Risk is seen as both a positive (opportunity) and a negative (loss) so it takes more than “one way to skin a cat” to fully realize this addition. ISO 31010 Risk Management – Risk assessment techniques, describes 30 or so of the most popular tools and how to use them. I highly recommend buying a copy to keep in your arsenal. It may be worth its weight in ‘Get Out of Jail Free’ cards.

With ISO 9001:2015, organizations will also be required to rethink their process approach. In previous revisions, ISO 9001 only required procedures (which were defined as processes, although not very well) and did not use any language similar to ISO 9001’s process approach. Clause 4.4, now specifically uses the word “process.” This, along with the requirement that top management integrate quality management system (QMS) requirements into the organization’s business processes (per clause 5.1.1 c), means that companies must integrate these systems’ requirements into one process approach. This is an important element of the 2015 revision that’s not getting enough attention.

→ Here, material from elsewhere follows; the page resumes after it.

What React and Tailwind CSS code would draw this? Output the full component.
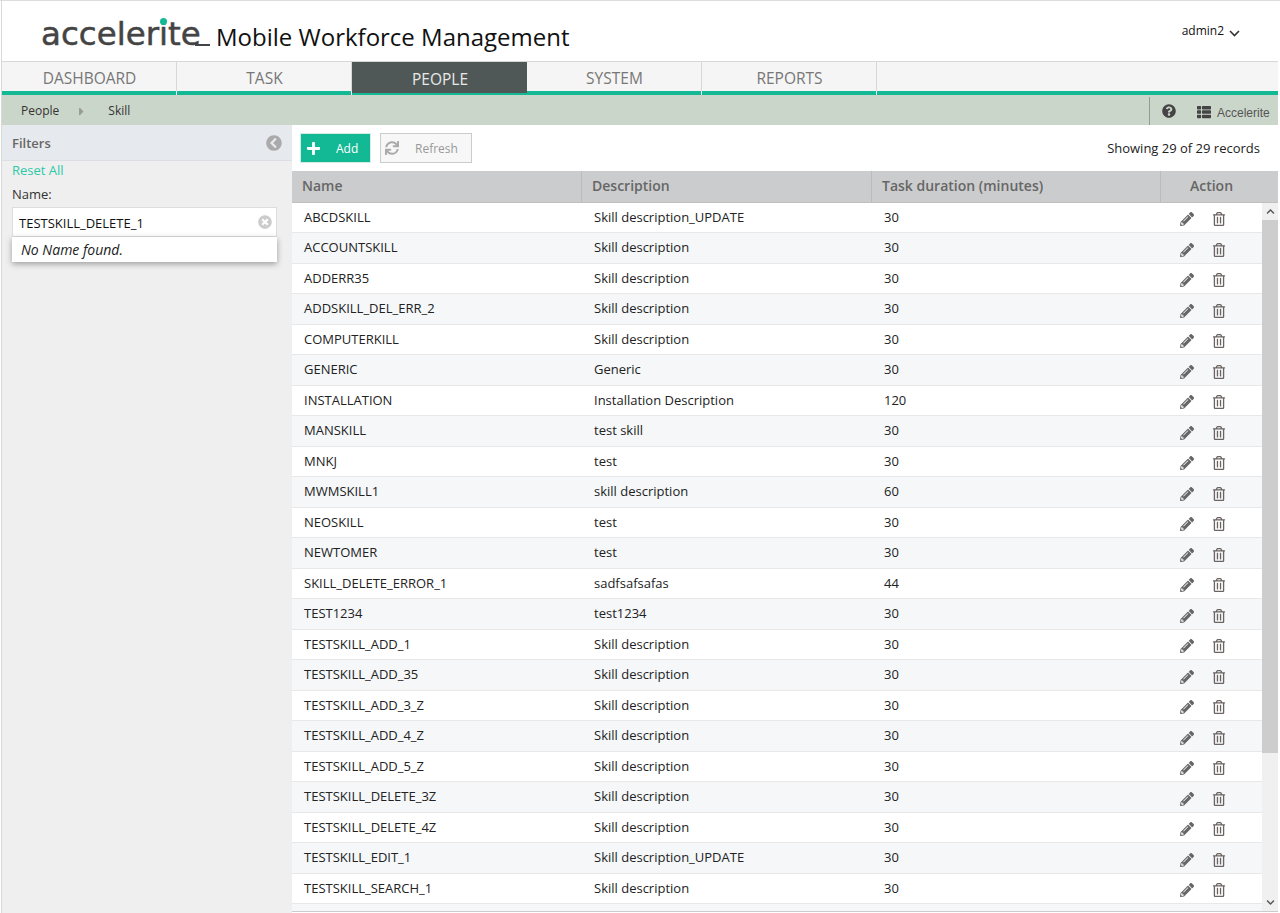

Although not presently a requirement, I predict that other important opportunities should be considered by organizations transitioning to ISO 9001:2015. I believe, integrating concepts (planting the seeds if you will) for “protecting the environment” ISO 14001 and social responsibility (sustainability) ISO 26000 into their QMS would be a wise move. This is especially important with the new IATF 16949:2016 standard that requires a code of conduct for ethics in environmental and social responsibility. Additionally, many organizations have sustainability standards and are being required by their customers to create social responsibility-related initiatives. This is an organization’s chance to integrate all their requirements and standards into one system. I also believe that requirements for Occupational Health & Safety ISO 45001 and Information Security ISO 27001 & 2 will eventually creep into the mix, but that’s farther down the road – maybe the 2022 or 2030 revisions.